* EXERCISE REQUIREMENTS *
All of the material below is to be returned exactly.

* MATERIAL PROVIDED *
(begin)
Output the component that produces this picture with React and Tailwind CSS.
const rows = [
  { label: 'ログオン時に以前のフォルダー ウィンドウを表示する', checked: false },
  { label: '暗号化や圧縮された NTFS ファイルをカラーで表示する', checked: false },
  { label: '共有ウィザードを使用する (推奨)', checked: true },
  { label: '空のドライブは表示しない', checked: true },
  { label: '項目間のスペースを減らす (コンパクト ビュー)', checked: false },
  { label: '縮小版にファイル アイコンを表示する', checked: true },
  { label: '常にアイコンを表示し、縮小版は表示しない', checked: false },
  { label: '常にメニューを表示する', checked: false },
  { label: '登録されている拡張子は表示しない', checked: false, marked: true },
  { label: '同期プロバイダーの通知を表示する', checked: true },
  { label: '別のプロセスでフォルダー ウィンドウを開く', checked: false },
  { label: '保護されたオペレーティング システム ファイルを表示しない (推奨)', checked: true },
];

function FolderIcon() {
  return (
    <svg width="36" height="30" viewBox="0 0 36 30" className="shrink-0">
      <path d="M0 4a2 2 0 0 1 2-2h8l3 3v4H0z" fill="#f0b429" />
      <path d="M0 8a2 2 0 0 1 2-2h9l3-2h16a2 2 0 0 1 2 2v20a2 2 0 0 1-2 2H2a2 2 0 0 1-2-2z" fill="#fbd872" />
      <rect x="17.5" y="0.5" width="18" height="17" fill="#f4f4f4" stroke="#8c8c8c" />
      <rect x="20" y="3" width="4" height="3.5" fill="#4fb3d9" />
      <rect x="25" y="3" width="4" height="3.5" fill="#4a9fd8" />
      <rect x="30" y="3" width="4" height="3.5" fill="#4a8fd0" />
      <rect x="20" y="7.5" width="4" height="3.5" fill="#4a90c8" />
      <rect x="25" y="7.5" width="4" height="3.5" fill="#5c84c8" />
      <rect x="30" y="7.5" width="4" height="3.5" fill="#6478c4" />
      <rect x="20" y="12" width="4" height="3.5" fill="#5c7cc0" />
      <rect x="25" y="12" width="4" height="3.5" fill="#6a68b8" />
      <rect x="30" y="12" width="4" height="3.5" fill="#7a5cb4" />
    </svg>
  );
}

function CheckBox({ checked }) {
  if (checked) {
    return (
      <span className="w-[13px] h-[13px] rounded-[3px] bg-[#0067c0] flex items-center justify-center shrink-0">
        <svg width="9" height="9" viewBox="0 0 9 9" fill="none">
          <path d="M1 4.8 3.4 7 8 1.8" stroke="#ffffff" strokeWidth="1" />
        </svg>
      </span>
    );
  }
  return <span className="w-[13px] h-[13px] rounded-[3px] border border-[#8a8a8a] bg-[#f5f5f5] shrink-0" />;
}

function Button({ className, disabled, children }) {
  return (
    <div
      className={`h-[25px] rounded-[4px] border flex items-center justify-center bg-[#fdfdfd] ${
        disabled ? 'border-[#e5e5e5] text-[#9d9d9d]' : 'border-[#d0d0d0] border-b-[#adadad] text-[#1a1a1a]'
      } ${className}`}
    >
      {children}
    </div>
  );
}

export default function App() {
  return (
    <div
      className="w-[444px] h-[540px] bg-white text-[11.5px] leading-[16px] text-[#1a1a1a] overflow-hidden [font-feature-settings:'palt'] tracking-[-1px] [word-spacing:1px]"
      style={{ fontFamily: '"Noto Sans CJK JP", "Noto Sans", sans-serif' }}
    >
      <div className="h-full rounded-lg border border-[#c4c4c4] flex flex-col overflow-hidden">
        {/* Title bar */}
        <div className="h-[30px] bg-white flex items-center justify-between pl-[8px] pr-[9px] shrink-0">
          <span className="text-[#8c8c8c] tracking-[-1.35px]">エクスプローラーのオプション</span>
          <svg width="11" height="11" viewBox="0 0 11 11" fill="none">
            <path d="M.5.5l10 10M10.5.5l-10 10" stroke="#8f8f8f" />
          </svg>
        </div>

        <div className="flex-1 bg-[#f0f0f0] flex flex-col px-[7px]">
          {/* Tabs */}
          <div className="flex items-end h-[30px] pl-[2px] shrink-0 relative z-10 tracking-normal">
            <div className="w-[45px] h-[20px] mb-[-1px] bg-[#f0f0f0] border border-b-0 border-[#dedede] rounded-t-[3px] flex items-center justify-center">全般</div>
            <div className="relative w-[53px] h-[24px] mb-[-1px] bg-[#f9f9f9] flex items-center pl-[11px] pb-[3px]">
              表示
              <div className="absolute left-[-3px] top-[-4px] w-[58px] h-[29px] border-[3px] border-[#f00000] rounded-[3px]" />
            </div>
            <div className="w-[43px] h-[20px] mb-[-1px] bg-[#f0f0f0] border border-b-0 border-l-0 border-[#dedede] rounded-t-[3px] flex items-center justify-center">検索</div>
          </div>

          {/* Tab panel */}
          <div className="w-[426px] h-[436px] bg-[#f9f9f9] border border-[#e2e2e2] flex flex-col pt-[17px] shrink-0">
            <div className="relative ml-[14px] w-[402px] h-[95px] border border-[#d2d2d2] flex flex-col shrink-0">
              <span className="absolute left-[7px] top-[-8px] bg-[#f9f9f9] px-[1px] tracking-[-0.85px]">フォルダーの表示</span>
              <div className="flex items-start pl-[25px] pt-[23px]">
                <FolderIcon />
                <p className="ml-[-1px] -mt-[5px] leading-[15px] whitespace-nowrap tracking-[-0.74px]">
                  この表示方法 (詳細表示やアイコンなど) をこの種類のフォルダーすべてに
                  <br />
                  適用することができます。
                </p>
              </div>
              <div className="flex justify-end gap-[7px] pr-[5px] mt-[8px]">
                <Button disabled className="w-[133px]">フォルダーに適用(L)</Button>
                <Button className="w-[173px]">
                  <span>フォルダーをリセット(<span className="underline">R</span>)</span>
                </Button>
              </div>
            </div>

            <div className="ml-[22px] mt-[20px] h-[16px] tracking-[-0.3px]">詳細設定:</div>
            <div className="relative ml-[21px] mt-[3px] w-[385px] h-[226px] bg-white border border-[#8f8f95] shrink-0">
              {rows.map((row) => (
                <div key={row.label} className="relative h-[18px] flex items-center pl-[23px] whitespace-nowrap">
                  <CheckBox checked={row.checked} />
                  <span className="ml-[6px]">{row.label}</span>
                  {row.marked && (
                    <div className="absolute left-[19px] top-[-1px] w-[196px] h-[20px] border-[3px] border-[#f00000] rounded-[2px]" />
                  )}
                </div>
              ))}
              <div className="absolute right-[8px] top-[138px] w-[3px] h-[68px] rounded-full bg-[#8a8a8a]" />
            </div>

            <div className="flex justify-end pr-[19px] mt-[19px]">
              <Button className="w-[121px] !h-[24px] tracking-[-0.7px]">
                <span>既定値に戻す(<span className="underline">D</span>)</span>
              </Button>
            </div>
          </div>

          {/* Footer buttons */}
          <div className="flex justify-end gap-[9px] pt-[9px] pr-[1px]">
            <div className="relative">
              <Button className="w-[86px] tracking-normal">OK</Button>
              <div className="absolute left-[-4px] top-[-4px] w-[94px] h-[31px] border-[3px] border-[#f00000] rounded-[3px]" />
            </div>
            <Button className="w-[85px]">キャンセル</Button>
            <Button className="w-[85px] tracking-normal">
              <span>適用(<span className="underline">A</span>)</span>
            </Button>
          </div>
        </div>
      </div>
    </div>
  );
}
(end)
* EXERCISE RESPONSE *
Output the component that produces this picture with React and Tailwind CSS.
const rows = [
  { label: 'ログオン時に以前のフォルダー ウィンドウを表示する', checked: false },
  { label: '暗号化や圧縮された NTFS ファイルをカラーで表示する', checked: false },
  { label: '共有ウィザードを使用する (推奨)', checked: true },
  { label: '空のドライブは表示しない', checked: true },
  { label: '項目間のスペースを減らす (コンパクト ビュー)', checked: false },
  { label: '縮小版にファイル アイコンを表示する', checked: true },
  { label: '常にアイコンを表示し、縮小版は表示しない', checked: false },
  { label: '常にメニューを表示する', checked: false },
  { label: '登録されている拡張子は表示しない', checked: false, marked: true },
  { label: '同期プロバイダーの通知を表示する', checked: true },
  { label: '別のプロセスでフォルダー ウィンドウを開く', checked: false },
  { label: '保護されたオペレーティング システム ファイルを表示しない (推奨)', checked: true },
];

function FolderIcon() {
  return (
    <svg width="36" height="30" viewBox="0 0 36 30" className="shrink-0">
      <path d="M0 4a2 2 0 0 1 2-2h8l3 3v4H0z" fill="#f0b429" />
      <path d="M0 8a2 2 0 0 1 2-2h9l3-2h16a2 2 0 0 1 2 2v20a2 2 0 0 1-2 2H2a2 2 0 0 1-2-2z" fill="#fbd872" />
      <rect x="17.5" y="0.5" width="18" height="17" fill="#f4f4f4" stroke="#8c8c8c" />
      <rect x="20" y="3" width="4" height="3.5" fill="#4fb3d9" />
      <rect x="25" y="3" width="4" height="3.5" fill="#4a9fd8" />
      <rect x="30" y="3" width="4" height="3.5" fill="#4a8fd0" />
      <rect x="20" y="7.5" width="4" height="3.5" fill="#4a90c8" />
      <rect x="25" y="7.5" width="4" height="3.5" fill="#5c84c8" />
      <rect x="30" y="7.5" width="4" height="3.5" fill="#6478c4" />
      <rect x="20" y="12" width="4" height="3.5" fill="#5c7cc0" />
      <rect x="25" y="12" width="4" height="3.5" fill="#6a68b8" />
      <rect x="30" y="12" width="4" height="3.5" fill="#7a5cb4" />
    </svg>
  );
}

function CheckBox({ checked }) {
  if (checked) {
    return (
      <span className="w-[13px] h-[13px] rounded-[3px] bg-[#0067c0] flex items-center justify-center shrink-0">
        <svg width="9" height="9" viewBox="0 0 9 9" fill="none">
          <path d="M1 4.8 3.4 7 8 1.8" stroke="#ffffff" strokeWidth="1" />
        </svg>
      </span>
    );
  }
  return <span className="w-[13px] h-[13px] rounded-[3px] border border-[#8a8a8a] bg-[#f5f5f5] shrink-0" />;
}

function Button({ className, disabled, children }) {
  return (
    <div
      className={`h-[25px] rounded-[4px] border flex items-center justify-center bg-[#fdfdfd] ${
        disabled ? 'border-[#e5e5e5] text-[#9d9d9d]' : 'border-[#d0d0d0] border-b-[#adadad] text-[#1a1a1a]'
      } ${className}`}
    >
      {children}
    </div>
  );
}

export default function App() {
  return (
    <div
      className="w-[444px] h-[540px] bg-white text-[11.5px] leading-[16px] text-[#1a1a1a] overflow-hidden [font-feature-settings:'palt'] tracking-[-1px] [word-spacing:1px]"
      style={{ fontFamily: '"Noto Sans CJK JP", "Noto Sans", sans-serif' }}
    >
      <div className="h-full rounded-lg border border-[#c4c4c4] flex flex-col overflow-hidden">
        {/* Title bar */}
        <div className="h-[30px] bg-white flex items-center justify-between pl-[8px] pr-[9px] shrink-0">
          <span className="text-[#8c8c8c] tracking-[-1.35px]">エクスプローラーのオプション</span>
          <svg width="11" height="11" viewBox="0 0 11 11" fill="none">
            <path d="M.5.5l10 10M10.5.5l-10 10" stroke="#8f8f8f" />
          </svg>
        </div>

        <div className="flex-1 bg-[#f0f0f0] flex flex-col px-[7px]">
          {/* Tabs */}
          <div className="flex items-end h-[30px] pl-[2px] shrink-0 relative z-10 tracking-normal">
            <div className="w-[45px] h-[20px] mb-[-1px] bg-[#f0f0f0] border border-b-0 border-[#dedede] rounded-t-[3px] flex items-center justify-center">全般</div>
            <div className="relative w-[53px] h-[24px] mb-[-1px] bg-[#f9f9f9] flex items-center pl-[11px] pb-[3px]">
              表示
              <div className="absolute left-[-3px] top-[-4px] w-[58px] h-[29px] border-[3px] border-[#f00000] rounded-[3px]" />
            </div>
            <div className="w-[43px] h-[20px] mb-[-1px] bg-[#f0f0f0] border border-b-0 border-l-0 border-[#dedede] rounded-t-[3px] flex items-center justify-center">検索</div>
          </div>

          {/* Tab panel */}
          <div className="w-[426px] h-[436px] bg-[#f9f9f9] border border-[#e2e2e2] flex flex-col pt-[17px] shrink-0">
            <div className="relative ml-[14px] w-[402px] h-[95px] border border-[#d2d2d2] flex flex-col shrink-0">
              <span className="absolute left-[7px] top-[-8px] bg-[#f9f9f9] px-[1px] tracking-[-0.85px]">フォルダーの表示</span>
              <div className="flex items-start pl-[25px] pt-[23px]">
                <FolderIcon />
                <p className="ml-[-1px] -mt-[5px] leading-[15px] whitespace-nowrap tracking-[-0.74px]">
                  この表示方法 (詳細表示やアイコンなど) をこの種類のフォルダーすべてに
                  <br />
                  適用することができます。
                </p>
              </div>
              <div className="flex justify-end gap-[7px] pr-[5px] mt-[8px]">
                <Button disabled className="w-[133px]">フォルダーに適用(L)</Button>
                <Button className="w-[173px]">
                  <span>フォルダーをリセット(<span className="underline">R</span>)</span>
                </Button>
              </div>
            </div>

            <div className="ml-[22px] mt-[20px] h-[16px] tracking-[-0.3px]">詳細設定:</div>
            <div className="relative ml-[21px] mt-[3px] w-[385px] h-[226px] bg-white border border-[#8f8f95] shrink-0">
              {rows.map((row) => (
                <div key={row.label} className="relative h-[18px] flex items-center pl-[23px] whitespace-nowrap">
                  <CheckBox checked={row.checked} />
                  <span className="ml-[6px]">{row.label}</span>
                  {row.marked && (
                    <div className="absolute left-[19px] top-[-1px] w-[196px] h-[20px] border-[3px] border-[#f00000] rounded-[2px]" />
                  )}
                </div>
              ))}
              <div className="absolute right-[8px] top-[138px] w-[3px] h-[68px] rounded-full bg-[#8a8a8a]" />
            </div>

            <div className="flex justify-end pr-[19px] mt-[19px]">
              <Button className="w-[121px] !h-[24px] tracking-[-0.7px]">
                <span>既定値に戻す(<span className="underline">D</span>)</span>
              </Button>
            </div>
          </div>

          {/* Footer buttons */}
          <div className="flex justify-end gap-[9px] pt-[9px] pr-[1px]">
            <div className="relative">
              <Button className="w-[86px] tracking-normal">OK</Button>
              <div className="absolute left-[-4px] top-[-4px] w-[94px] h-[31px] border-[3px] border-[#f00000] rounded-[3px]" />
            </div>
            <Button className="w-[85px]">キャンセル</Button>
            <Button className="w-[85px] tracking-normal">
              <span>適用(<span className="underline">A</span>)</span>
            </Button>
          </div>
        </div>
      </div>
    </div>
  );
}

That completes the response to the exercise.